EXERCISE DESCRIPTION
List all the lines in these records that hold "React".

Pages as source code
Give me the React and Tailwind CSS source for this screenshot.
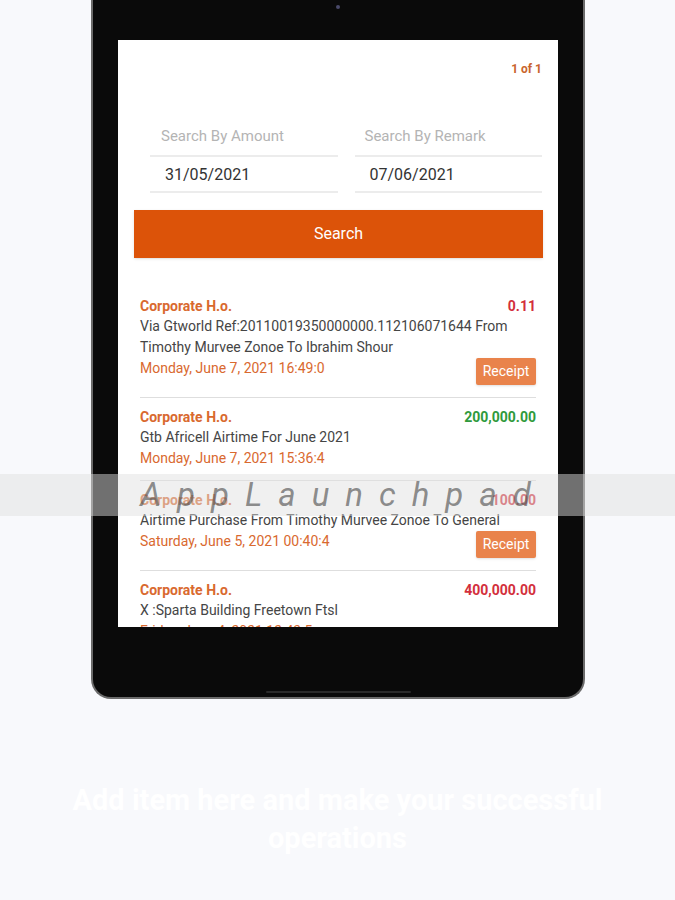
import React from "react";

const items = [
  {
    amount: "0.11",
    amountColor: "text-[#d32f3c]",
    desc: "Via Gtworld Ref:20110019350000000.112106071644 From Timothy Murvee Zonoe To Ibrahim Shour",
    date: "Monday, June 7, 2021 16:49:0",
    receipt: true,
  },
  {
    amount: "200,000.00",
    amountColor: "text-[#2f9a3c]",
    desc: "Gtb Africell Airtime For June 2021",
    date: "Monday, June 7, 2021 15:36:4",
    receipt: false,
  },
  {
    amount: "100.00",
    amountColor: "text-[#d32f3c]",
    desc: "Airtime Purchase From Timothy Murvee Zonoe To General",
    date: "Saturday, June 5, 2021 00:40:4",
    receipt: true,
  },
  {
    amount: "400,000.00",
    amountColor: "text-[#d32f3c]",
    desc: "X :Sparta Building Freetown Ftsl",
    date: "Friday, June 4, 2021 12:43:5",
    receipt: false,
  },
];

function Item({ it, last }) {
  return (
    <div className={`pt-[9px] ${it.receipt ? "pb-[12px]" : "pb-[11px]"} ${last ? "" : "border-b border-[#dedede]"}`}>
      <div className="flex justify-between items-center h-[20px] text-[14px] font-bold">
        <span className="text-[#d9692f]">Corporate H.o.</span>
        <span className={it.amountColor}>{it.amount}</span>
      </div>
      <div className="text-[14px] leading-[21px] text-[#454545]">{it.desc}</div>
      <div className="flex justify-between items-start">
        <span className="text-[14px] leading-[21px] text-[#d9692f]">{it.date}</span>
        {it.receipt && (
          <span className="h-[27px] w-[60px] flex items-center justify-center rounded-[2px] bg-[#e9834b] text-white text-[14px] shadow-sm">
            Receipt
          </span>
        )}
      </div>
    </div>
  );
}

export default function App() {
  return (
    <div
      className="relative w-[675px] h-[900px] overflow-hidden bg-[#f8f9fc]"
      style={{ fontFamily: "Roboto, 'Noto Sans', sans-serif" }}
    >
      {/* tablet frame */}
      <div className="ml-[91px] w-[494px] h-[699px] bg-[#0a0a0a] border-2 border-t-0 border-[#6b6b6b] rounded-b-[20px] flex flex-col items-center relative">
        <div className="absolute top-[5px] left-[243px] w-[4px] h-[4px] rounded-full bg-[#4a4a6a]" />
        <div className="mt-[40px] w-[440px] h-[587px] shrink-0 bg-white overflow-hidden">
          <div className="pt-[21px] pr-[16px] flex justify-end">
            <span className="text-[12px] leading-[16px] font-bold text-[#c9642c]">1 of 1</span>
          </div>
          <div className="mt-[41px] ml-[32px] mr-[16px] grid grid-cols-2 gap-x-[17px]">
            <div className="h-[39px] flex items-center pl-[11px] border-b-2 border-[#ececec] text-[15px] text-[#b4b4b4]">
              Search By Amount
            </div>
            <div className="h-[39px] flex items-center pl-[10px] border-b-2 border-[#ececec] text-[15px] text-[#b4b4b4]">
              Search By Remark
            </div>
            <div className="h-[36px] flex items-center pt-[2px] pl-[15px] border-b-2 border-[#ececec] text-[16px] text-[#333333]">
              31/05/2021
            </div>
            <div className="h-[36px] flex items-center pt-[2px] pl-[15px] border-b-2 border-[#ececec] text-[16px] text-[#333333]">
              07/06/2021
            </div>
          </div>
          <div className="mt-[17px] ml-[16px] mr-[15px] h-[48px] bg-[#dc5309] flex items-center justify-center text-white text-[16px] shadow-sm">
            Search
          </div>
          <div className="mt-[29px] px-[22px]">
            {items.map((it, i) => (
              <Item key={i} it={it} last={i === items.length - 1} />
            ))}
          </div>
        </div>
        <div className="flex-1" />
        <div className="w-[145px] h-[2px] mb-[4px] bg-[#2a2a2a] rounded-full" />
      </div>

      {/* bottom caption */}
      <div className="mt-[82px] mx-auto w-[620px] text-center text-[29px] leading-[38px] font-bold text-white">
        Add item here and make your successful operations
      </div>

      {/* watermark band */}
      <div className="absolute left-0 top-[474px] w-[675px] h-[42px] bg-[rgba(224,224,224,0.48)] flex items-center justify-center pointer-events-none">
        <span className="italic text-[33px] tracking-[16px] text-[rgba(70,70,70,0.6)] ml-[12px]">
          AppLaunchpad
        </span>
      </div>
    </div>
  );
}
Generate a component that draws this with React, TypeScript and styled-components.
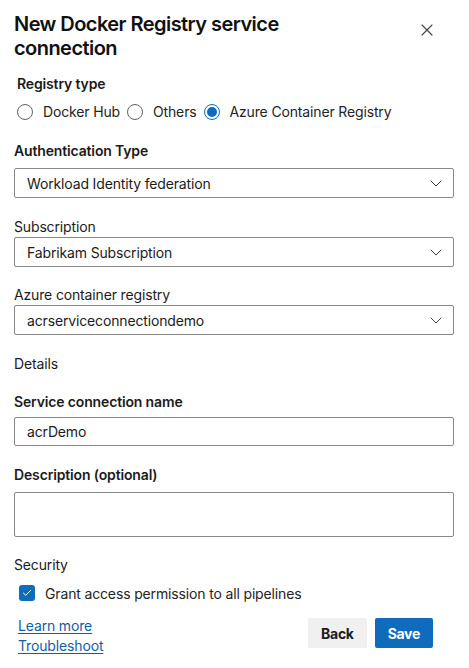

RESULT
Give me the React and Tailwind CSS source for this screenshot.
import React from "react";
Generate a component that draws this with React, TypeScript and styled-components.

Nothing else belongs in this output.